Your employees are working from home for the foreseeable future, and company data is continually being shared across countless collaboration applications, personal devices, and unsecure internet connections. Employees who choose to work in public spaces that offer free Wi-Fi are at risk of exposing sensitive data.

Information Technology and Security teams have been spread thin for months, juggling new infrastructure installations and unprecedented number of troubleshooting requests. All the while, the third parties you trust with access to your systems and data (or the ones you may work with in the future) have likewise moved their operations to remote environments, using products you may or may not have properly vetted.

Throughout COVID-19 lockdowns, rapid and ongoing onboarding of third parties and their technologies to enable efficient remote work has exposed organizations to more risk than ever before. At the same time, trusted vendors are likewise onboarding more tools, further clouding visibility into the applications touching their network. The security risks of your third-party vendors become your risks as well, making it imperative to request that third parties communicate any large infrastructure changes to their environment to your organization.

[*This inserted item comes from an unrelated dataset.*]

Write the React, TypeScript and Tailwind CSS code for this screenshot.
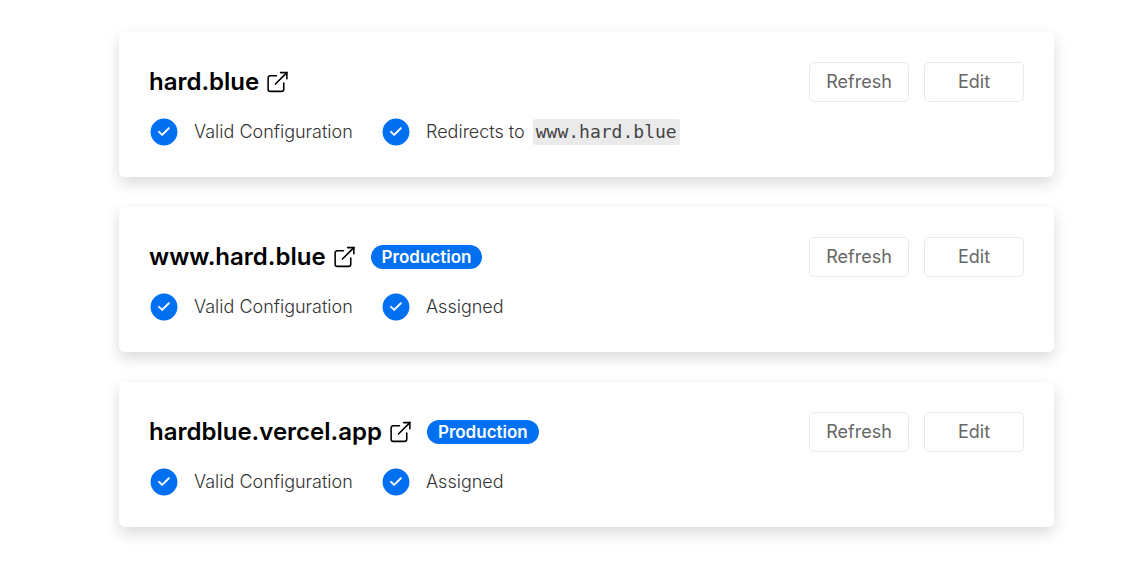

Now that organizations have begun to adapt to the new work-from-home environment, which is likely to last into 2021, organizations need to revisit their approach to third-party risk management. At most organizations, risk management is often addressed in siloes, but the effects of the pandemic, and ongoing work-from-home conditions, have served as an example of the importance of an integrated approach to mitigating the risk of data exposure. Below is a checklist of activities upon which legal, compliance and IT teams can collaborate on to reduce third-party risk and begin working toward a holistic information governance program.

  • Conduct a technical review of the third-party architecture. A serious and extensive assessment is the only way to truly get a handle on the many chinks in your third-parties’ armor. Leaders in IT and legal departments are often shocked by what they find in these assessments. Understanding ownership and access for each of the applications on the systems in your environment, and monitoring that continuously is critical. Evaluating for compliance with data privacy regulations must also be a part of the review process.
  • Develop clear, concise policies that outline behaviors, partners, and applications that are explicitly approved and those that are prohibited. Once policies are solidified, launch a widespread campaign, including trainings, to the entire company to communicate changes and new expectations. Campaigns delivered with the support/sponsorship of executive leadership will have much more traction and credibility with employees.
  • In addition to policy awareness, educate the workforce about the many privacy and security risks that have come to light around the use of popular collaboration and conferencing applications. Remind them that any devices—personal or employer issued—being used for work contain sensitive information and should not be used for non-work purposes.
  • Leverage mobile device management tools and update company BYOD policies to ensure IT has the ability to remotely access devices and block prohibited applications. Most organizations already have BYOD policies and mobile device management systems in place, which will make this a somewhat easy lift. Evaluate policies to determine whether they need a refresh to adapt to today’s unique remote work circumstances and evolving data risk regulations.

Even sophisticated companies that dedicate ample resources to information governance often end up with gaps when it comes to third-party risk management. Now, as employees and third parties adopt new, unvetted applications to do their jobs from home, these gaps have become even greater. Organizations are under tremendous pressure right now—but making time to holistically assess and manage third parties will pay long-term dividends in reducing risk, while employees work remotely, and when they eventually return to the workplace.